Same goes for Netflix. I have now almost exhausted my mental list of obscure samurai films I want to see, and Laura can’t think of any more Woody Allen movies.
Now if I had friends down here, I would likely ask them for recommendations. But I’m waaayyyy too cool for that, so instead I’m going to ask people on my blog. Much cooler indeed.
So hit me. Favourites? Hard to get movies? Weird ones that I probably haven’t seen? Or must I subject Laura to the rest of the “Lone Wolf and Cub” series?
Permalink
Posted in Random at 7:39 pm by Aaron
Last night Laura and I watched Musashi (the one from the 50’s with Toshiro Mifune)…an awesome flick! Believe it or not, it was Laura that put it in the Netflix Queue. I was compelled to immediately add the other two (it’s true, there’re three of them).
Both Laura and I have read the book the movie was based on, predictably named Musashi, and based on the life of – you guessed it – Musashi.
What I thought was really cool about watching the movie was that, because of when it was filmed, they were able to film it all in Japan. The bit in Himeji castle? Shot in Himeji castle. Sekigahara’s still there. Really, what was most remarkable was that it was all still there, resulting in the feel of the film being lush and authentic.
What also amazed me was the casting. For those unfamiliar with the story, it’s filled with characters that have become virtual archetypes within Japanese culture, so I was amazed at how perfectly the actors had been cast for their roles. After having seen a disastrous made-for-tv version on NHK while I was in Japan, I was beginning to think that the story – however marvelous – just might not be translateable to the screen.
I love being proven wrong!
Permalink
02.26.06
Posted in Food at 3:13 pm by Aaron
If you chew potato chips and then spit them out, you get all of the flavour, but none of the calories.
Permalink
02.21.06
Posted in Photos at 5:08 pm by Aaron
For all the travelling we’ve done, Laura and I haven’t accumulated too many souvenirs…largely because our belongings seem to spend more time packed in boxes than anywhere else. What we have always done, however, is try to take pictures to mark the places we’ve lived or the towns that we’ve travelled to.
We were talking about it the other day, when we realized that I haven’t taken a single shot with my SLR; the only shots I’ve taken are little throw-away ones with the digital camera – good for the web, but not much else.
In other words, it was about time to dig out the good camera and do a little walking.

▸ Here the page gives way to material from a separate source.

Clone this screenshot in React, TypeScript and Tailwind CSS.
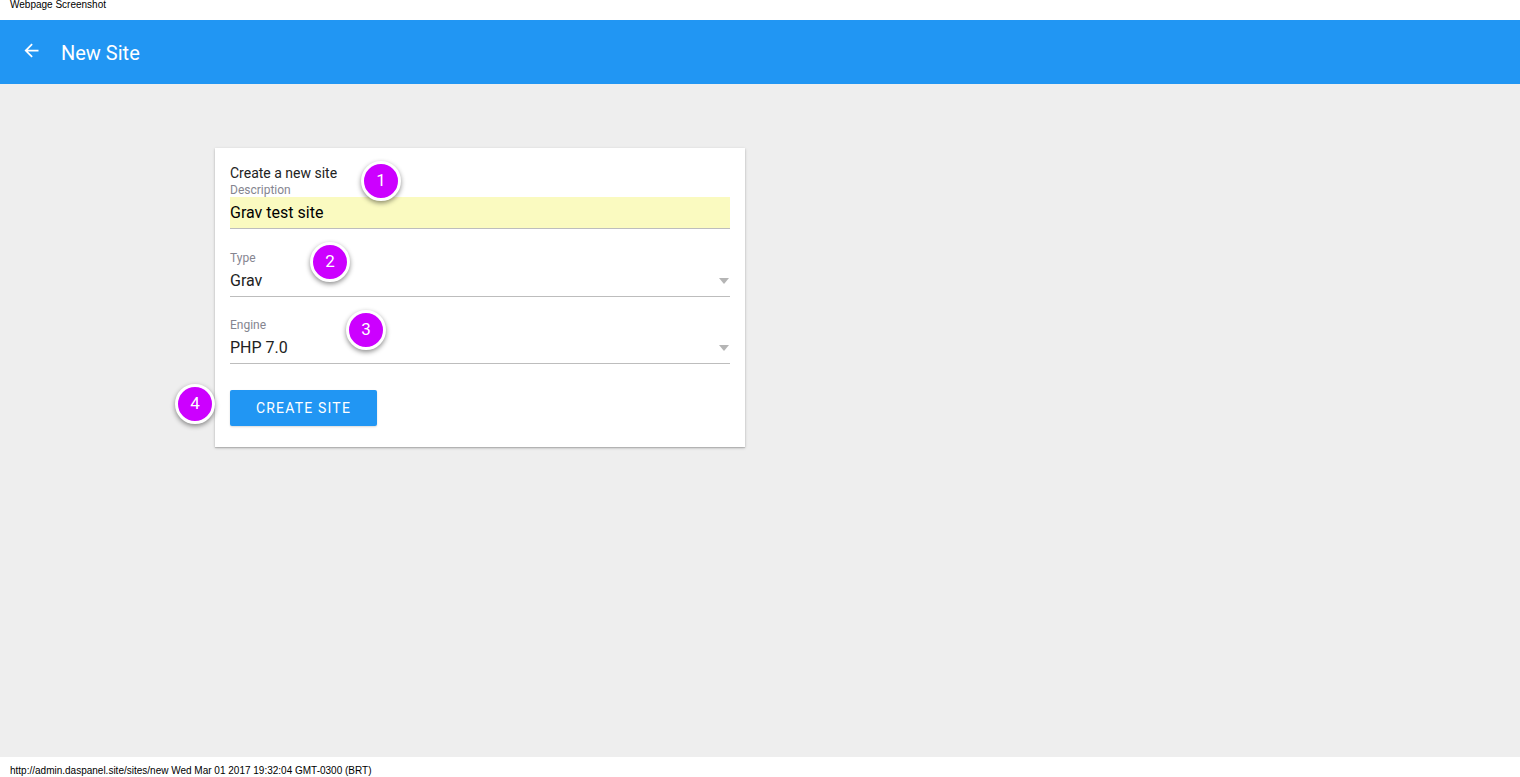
import React from 'react';

function Badge({ n, className }: { n: number; className: string }) {
  return (
    <div
      className={`absolute w-[40px] h-[40px] rounded-full bg-[#cc00ff] border-[3px] border-white shadow-[0_2px_5px_rgba(0,0,0,0.45)] flex items-center justify-center text-white text-[17px] ${className}`}
    >
      {n}
    </div>
  );
}

function SelectField({ label, value }: { label: string; value: string }) {
  return (
    <div className="flex flex-col">
      <span className="text-[12px] leading-[14px] text-[#858590]">{label}</span>
      <div className="flex items-center justify-between h-[32px] border-b border-[#bdbdbd]">
        <span className="text-[16px] text-[#222]">{value}</span>
        <svg width="10" height="6" viewBox="0 0 10 6" className="mr-[1px]">
          <path d="M0 0 L10 0 L5 6 Z" fill="#b5b5b5" />
        </svg>
      </div>
    </div>
  );
}

export default function App() {
  return (
    <div className="w-[1520px] h-[777px] flex flex-col bg-[#eeeeee] font-['Roboto',sans-serif]">
      {/* top caption strip */}
      <div className="h-[20px] bg-white px-[10px] text-[10px] leading-[10px] text-black font-['Liberation_Sans',sans-serif]">
        Webpage Screenshot
      </div>

      {/* App bar */}
      <header className="h-[64px] bg-[#2196f3] flex items-center pl-[21px] text-white">
        <svg width="21" height="21" viewBox="0 0 24 24" className="mb-[4px]">
          <path d="M20 11H7.83l5.59-5.59L12 4l-8 8 8 8 1.41-1.41L7.83 13H20v-2z" fill="white" />
        </svg>
        <span className="ml-[19px] mt-[2px] text-[20px]">New Site</span>
      </header>

      {/* Content */}
      <main className="flex-1 pt-[64px] pl-[215px]">
        <div className="relative w-[530px] bg-white shadow-[0_1px_3px_rgba(0,0,0,0.2),0_1px_1px_rgba(0,0,0,0.14)] px-[15px] pt-[17px] pb-[21px]">
          <div className="text-[14px] leading-[16px] text-[#222]">Create a new site</div>
          <div className="text-[12px] leading-[14px] text-[#858590] mt-[2px]">Description</div>
          <div className="h-[32px] bg-[#fafac0] border-b border-[#bdbdbd] flex items-center">
            <span className="text-[16px] text-black">Grav test site</span>
          </div>

          <div className="mt-[22px]">
            <SelectField label="Type" value="Grav" />
          </div>
          <div className="mt-[21px]">
            <SelectField label="Engine" value="PHP 7.0" />
          </div>

          <button className="mt-[26px] w-[147px] h-[36px] bg-[#2196f3] rounded-[2px] text-white text-[14px] tracking-[1.2px] shadow-[0_1px_2px_rgba(0,0,0,0.15)]">
            CREATE SITE
          </button>

          <Badge n={1} className="left-[146px] top-[13px]" />
          <Badge n={2} className="left-[95px] top-[94px]" />
          <Badge n={3} className="left-[131px] top-[162px]" />
          <Badge n={4} className="left-[-40px] top-[236px]" />
        </div>
      </main>

      {/* bottom caption strip */}
      <div className="h-[20px] bg-white px-[10px] pt-[9px] text-[10px] leading-[10px] text-black font-['Liberation_Sans',sans-serif]">
        http://admin.daspanel.site/sites/new Wed Mar 01 2017 19:32:04 GMT-0300 (BRT)
      </div>
    </div>
  );
}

This was our destination: the Brooklyn Bridge. Laura’s always wanted to walk across it, and we thought we might as well do it before she’s too pregnant to do so. All we had to do was to pick up some film before we went…which apparently is not so easy to do these days. I went to a store that sells professional camera equipment downtown…only to find out that they didn’t sell film. Does that seem strange to anyone besides me?
Luckily the hunt didn’t take too long, and I laid my hands on a couple of rolls of good quality BW film. I snapped off almost a full roll just walking on the bridge, and geek that I am, I took a few digital, too. Instant gratification has its place.
The city was looking particularly nice today, with lots of clouds floating around in an otherwise sunny day – a fun mix where you get both the highlights from the sun, but some of the brooding clouds of a darker day.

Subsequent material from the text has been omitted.